**Direction:** Omit the pictures and print exactly the lines of the listing below, starting at the first and ending at the line containing "197.5 A28.2 28.2".

────────────────────

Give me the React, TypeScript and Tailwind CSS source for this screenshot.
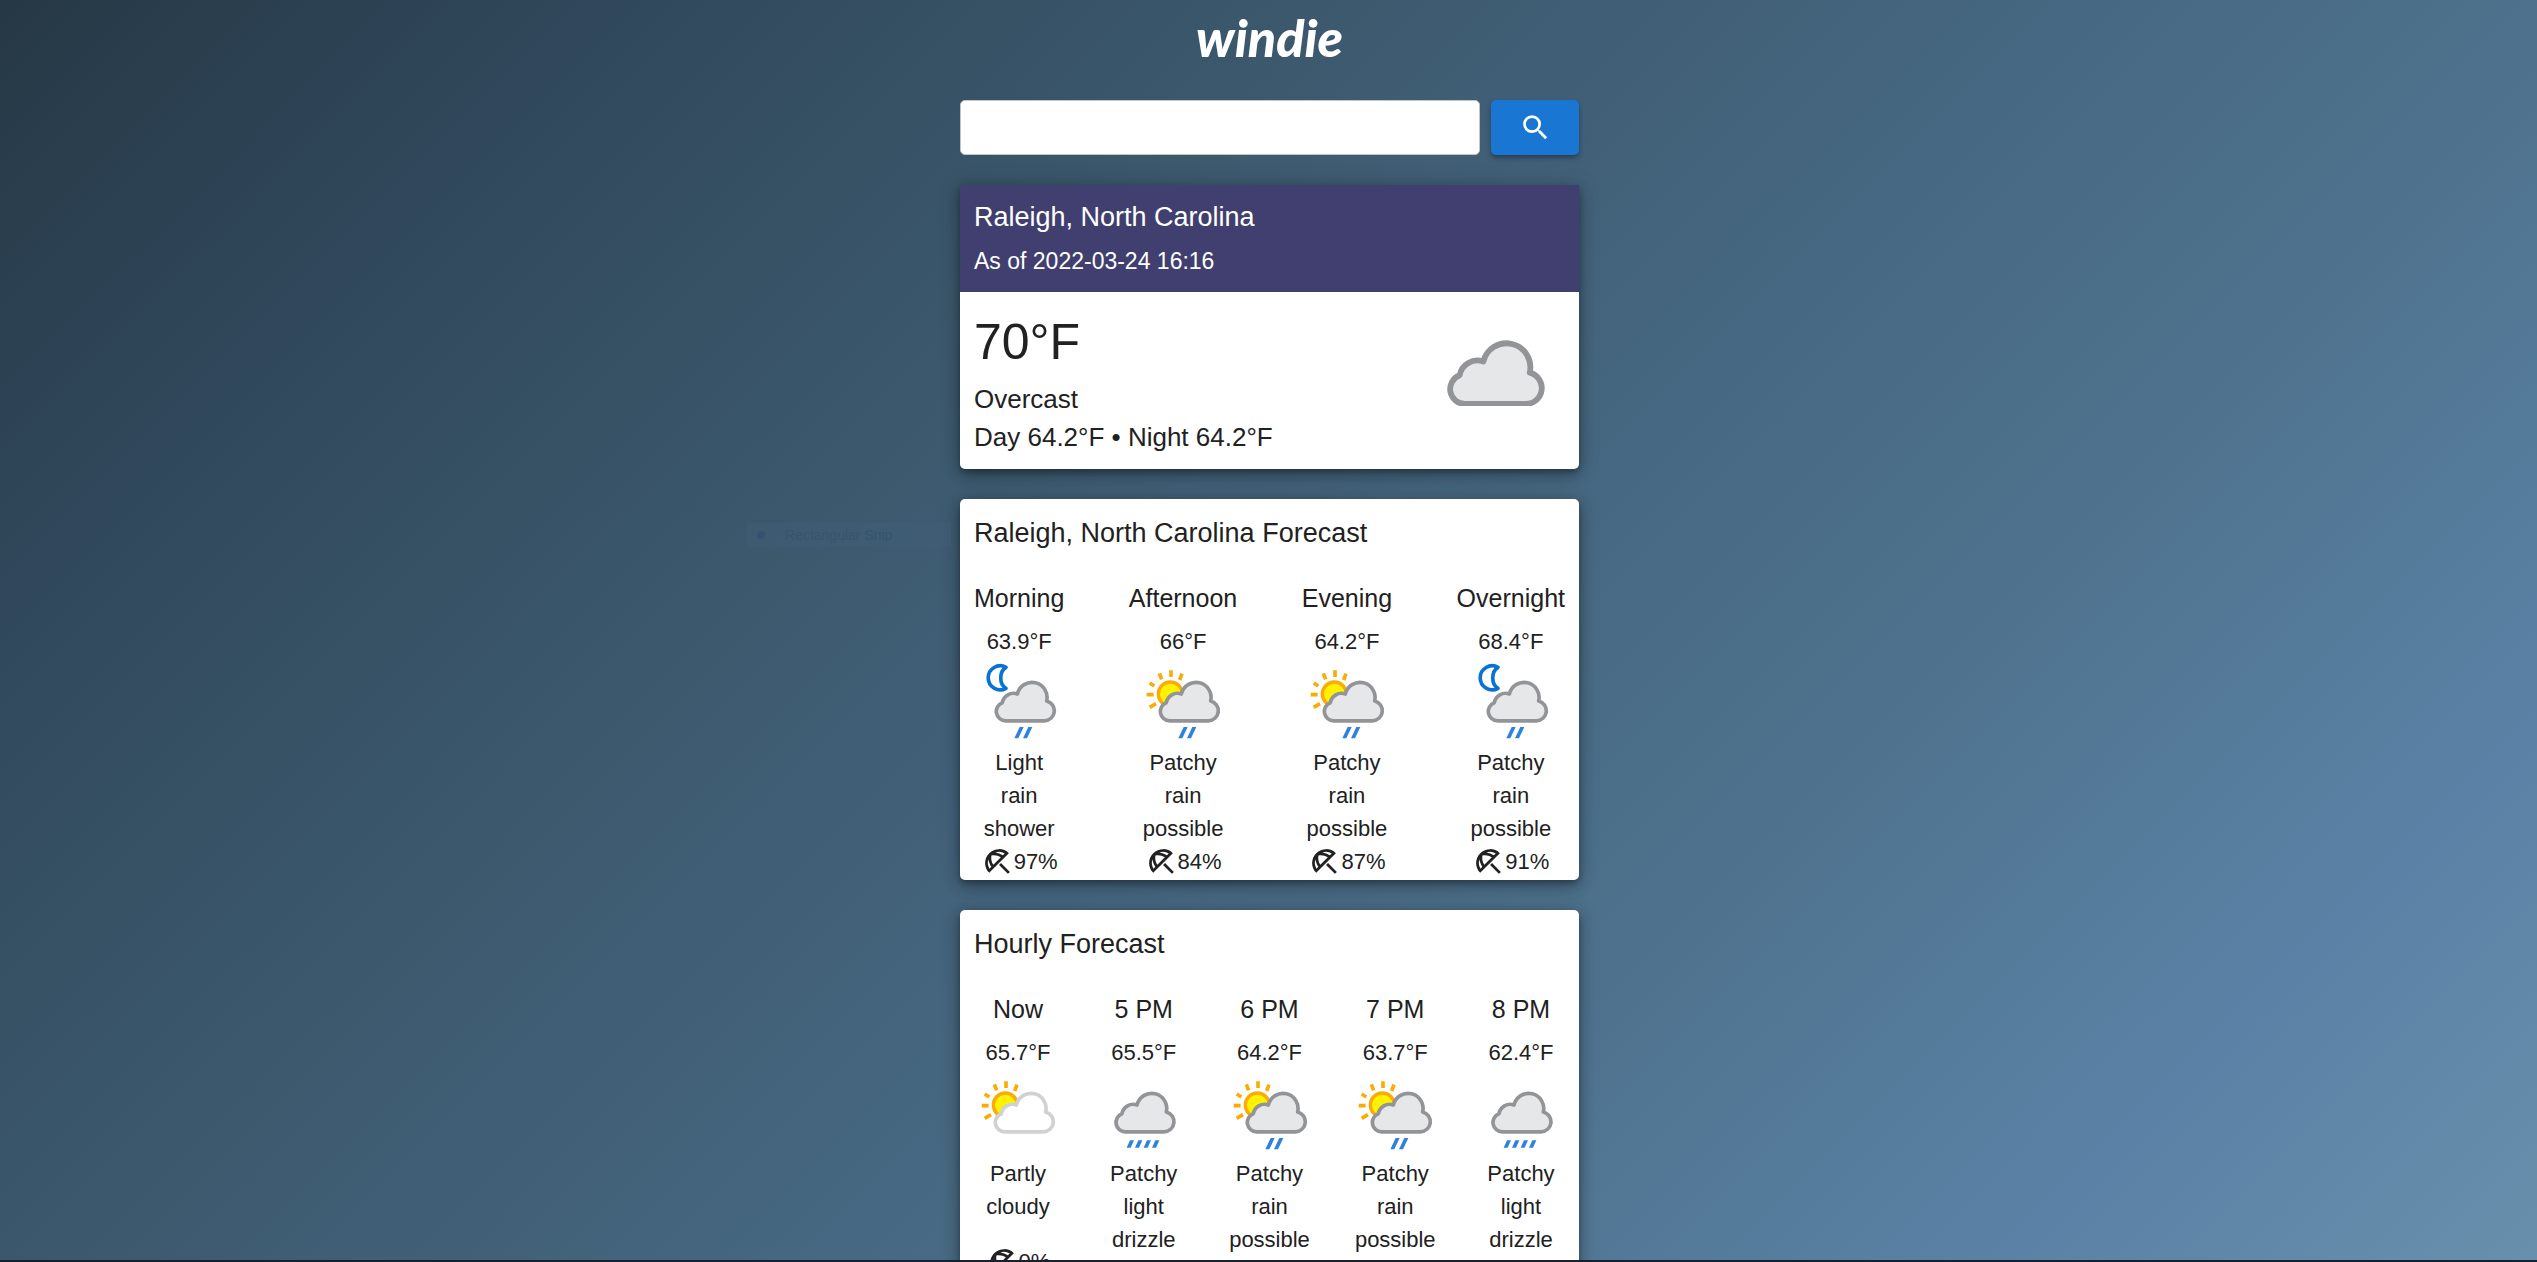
import { MdOutlineBeachAccess, MdSearch } from "react-icons/md";

type IconKind = "moonRain" | "sunRain" | "partly" | "drizzle";

const CLOUD =
  "M116 197.5 A28.2 28.2 0 0 1 106 143 A34 34 0 0 1 151 117 A45.2 45.2 0 0 1 239 138 A30.2 30.2 0 0 1 232 197.5 Z";

function Cloud({ light = false }: { light?: boolean }) {
  return (
    <path
      d={CLOUD}
      fill={light ? "#ffffff" : "#e6e7e9"}
      stroke={light ? "#d0d1d2" : "#929497"}
      strokeWidth="11"
      strokeLinejoin="round"
    />
  );
}

function Sun() {
  return (
    <g>
      <circle cx="118" cy="117" r="36" fill="#fff200" stroke="#fcab06" strokeWidth="10" />
      <path
        d="M120 46V66M85 55L92 73M153 56L146 75M56 84L70 93M47 119H68M56 157L75 146"
        stroke="#fcab06"
        strokeWidth="11"
      />
    </g>
  );
}

function Moon() {
  return (
    <path
      d="M117 37 A36 36 0 1 0 117 100 C96 88 96 50 117 37 Z"
      fill="#ffffff"
      stroke="#0a72d2"
      strokeWidth="11"
      strokeLinejoin="round"
    />
  );
}

function WeatherIcon({ kind }: { kind: IconKind }) {
  return (
    <svg viewBox="24 9 264 264" className="size-[88px]" fill="none" aria-hidden="true">
      {kind === "moonRain" && <Moon />}
      {(kind === "sunRain" || kind === "partly") && <Sun />}
      {kind === "drizzle" ? (
        <g>
          <g transform="translate(-16 0)">
            <Cloud />
          </g>
          <path
            d="M114 223h12l-10 22h-12zM139 223h12l-10 22h-12zM165 223h12l-10 22h-12zM190 223h12l-10 22h-12z"
            fill="#2f82dc"
          />
        </g>
      ) : (
        <Cloud light={kind === "partly"} />
      )}
      {(kind === "sunRain" || kind === "moonRain") && (
        <path d="M158 216h12l-16 34h-12zM184 216h12l-16 34h-12z" fill="#2f82dc" />
      )}
    </svg>
  );
}

interface Period {
  label: string;
  temp: string;
  icon: IconKind;
  text: string;
  chance: string;
}

const daily: Period[] = [
  { label: "Morning", temp: "63.9°F", icon: "moonRain", text: "Light rain shower", chance: "97%" },
  { label: "Afternoon", temp: "66°F", icon: "sunRain", text: "Patchy rain possible", chance: "84%" },
  { label: "Evening", temp: "64.2°F", icon: "sunRain", text: "Patchy rain possible", chance: "87%" },
  { label: "Overnight", temp: "68.4°F", icon: "moonRain", text: "Patchy rain possible", chance: "91%" },
];

const hourly: Period[] = [
  { label: "Now", temp: "65.7°F", icon: "partly", text: "Partly cloudy", chance: "0%" },
  { label: "5 PM", temp: "65.5°F", icon: "drizzle", text: "Patchy light drizzle", chance: "65%" },
  { label: "6 PM", temp: "64.2°F", icon: "sunRain", text: "Patchy rain possible", chance: "87%" },
  { label: "7 PM", temp: "63.7°F", icon: "sunRain", text: "Patchy rain possible", chance: "80%" },
  { label: "8 PM", temp: "62.4°F", icon: "drizzle", text: "Patchy light drizzle", chance: "74%" },
];

const CARD =
  "overflow-hidden bg-white shadow-[0_3px_5px_rgba(0,0,0,0.2),0_6px_14px_rgba(0,0,0,0.28),0_1px_22px_rgba(0,0,0,0.16)]";

function ForecastCard({ title, periods }: { title: string; periods: Period[] }) {
  return (
    <section className={`${CARD} rounded-[5px] px-3.5 pt-3 pb-0.5`}>
      <h2 className="text-[27px] leading-[44px]">{title}</h2>
      <ul className="mt-6 flex justify-between">
        {periods.map((p) => (
          <li key={p.label} className="flex flex-col items-center text-center text-[22px] leading-[33px]">
            <h3 className="mb-2 text-[25px] leading-[38px]">{p.label}</h3>
            <p>{p.temp}</p>
            <WeatherIcon kind={p.icon} />
            <p className="w-min">{p.text}</p>
            <p className={p.chance === "0%" ? "mt-[22px] flex items-center" : "flex items-center"}>
              <MdOutlineBeachAccess className="size-[33px]" aria-hidden="true" />
              {p.chance}
            </p>
          </li>
        ))}
      </ul>
    </section>
  );
}

export default function App() {
  return (
    <div className="relative h-screen overflow-hidden border-b-2 border-[#17202c] bg-[linear-gradient(135deg,#263845_0%,#2f4659_14%,#3a566a_32%,#44647d_50%,#4e728d_68%,#5b82a6_86%,#688fab_100%)] pl-0.5 font-['Liberation_Sans',Arial,sans-serif] text-[#212121]">
      <div
        aria-hidden="true"
        className="absolute top-[523px] left-[747px] flex h-6 w-[204px] items-center gap-5 bg-[#41607a]/40 px-2.5 text-sm text-[#33506a]/60"
      >
        <span className="size-2 rounded-full bg-[#2d4f70]/60" />
        Rectangular Snip
      </div>
      <main className="mx-auto flex w-full max-w-[619px] flex-col gap-[30px]">
        <header>
          <h1 className="pt-2 text-center font-[Lato,sans-serif] text-[52px] leading-[58px] font-black text-white italic">
            windie
          </h1>
          <form className="mt-[34px] flex gap-[11px]" onSubmit={(e) => e.preventDefault()}>
            <input
              type="text"
              aria-label="Search location"
              className="h-[55px] min-w-0 flex-1 rounded-[5px] border border-[#c4c4c4] bg-white px-4 text-[22px] outline-none"
            />
            <button
              type="submit"
              aria-label="Search"
              className="flex h-[55px] w-[88px] items-center justify-center rounded-[5px] bg-[#1976d2] text-white shadow-[0_3px_5px_rgba(0,0,0,0.35)]"
            >
              <MdSearch className="size-[33px]" />
            </button>
          </form>
        </header>

        <section className={`${CARD} rounded-b-[5px]`}>
          <div className="bg-[#413f6f] px-3.5 pt-2.5 pb-3.5 text-white">
            <h2 className="text-[27px] leading-[44px]">Raleigh, North Carolina</h2>
            <p className="mt-1.5 text-[23px] leading-[33px]">As of 2022-03-24 16:16</p>
          </div>
          <div className="flex items-center justify-between px-3.5 pt-3 pb-[13px]">
            <div className="text-[26px] leading-[38px]">
              <p className="text-[50px] leading-[76px]">70°F</p>
              <p>Overcast</p>
              <p>Day 64.2°F • Night 64.2°F</p>
            </div>
            <svg viewBox="82 76 186 127" className="mr-5 mb-3.5 w-[98px]" aria-hidden="true">
              <Cloud />
            </svg>
          </div>
        </section>

        <ForecastCard title="Raleigh, North Carolina Forecast" periods={daily} />
        <ForecastCard title="Hourly Forecast" periods={hourly} />
      </main>
    </div>
  );
}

────────────────────

**Answer to the exercise:**
Give me the React, TypeScript and Tailwind CSS source for this screenshot.
import { MdOutlineBeachAccess, MdSearch } from "react-icons/md";

type IconKind = "moonRain" | "sunRain" | "partly" | "drizzle";

const CLOUD =
  "M116 197.5 A28.2 28.2 0 0 1 106 143 A34 34 0 0 1 151 117 A45.2 45.2 0 0 1 239 138 A30.2 30.2 0 0 1 232 197.5 Z";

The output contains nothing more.